Memorial Day is the official (unofficial?) start of tourist season across the U. S. In the American Southwest, tourists seem to arrive all year round and are not limited to the break in the school year. The other day a tourist family from France chatted away in French at the cafe I frequent. I did not understand their words, but I did eavesdrop to the melody of their voices in conversation.

Love & Light


Blue Thru Orange

Warm night in Albuquerque.
The neighborhood dogs bark at an approaching siren.
The Sandia Mountains do their watermelon illusion.
We sit on the porch swing and watch the magic show.
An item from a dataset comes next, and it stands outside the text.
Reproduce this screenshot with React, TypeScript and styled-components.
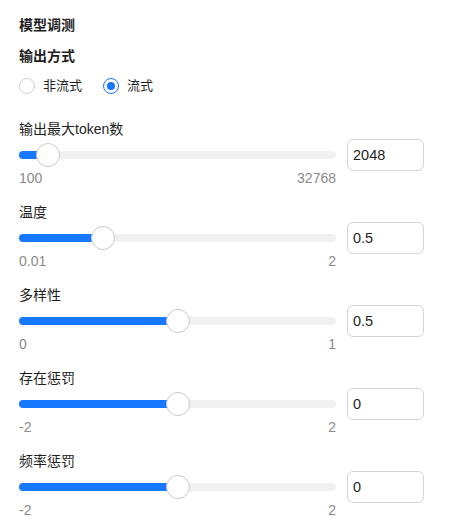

I keep staring at the spot where the Mimosa once stood.
I shift my gaze to the apricot tree which may have to come down next.
Where will the our yard’s birds nest?
Cholla is good for thrashers, but not finches, not sparrows, not doves.

Dianne talks about the rocks in the foothills.
Boulders really. She repeats the word vug and vuggy.
Vug: A cavity in the stone, from the Cornish Vooga.
Our foothills require a dentist.

The loco weed blooms white.
Thumb-sized bumble bees maneuver in and out of the blooms.
Sometimes they require a little assistance outward bound.
The prickly pear are ripe with deep red tunas.

The west does its sunset light show.
Who’s afraid of blue thru orange?
Who’s afraid of Red, Yellow and Blue Barnett Newman?
Who’s afraid of Virginia Woolf?

copyright © 2019 Kenneth P. Gurney


Barnett Newman painted a series “Who’s Afraid of Red, Yellow and Blue.” (Link to image IV in series.) Newman named the paintings as a reference to the play Who’s Afraid of Virginia Woolf? by Edward Albee. (Albee played on the title of the “who’s afraid of the big bad wolf” a song in a Disney cartoon.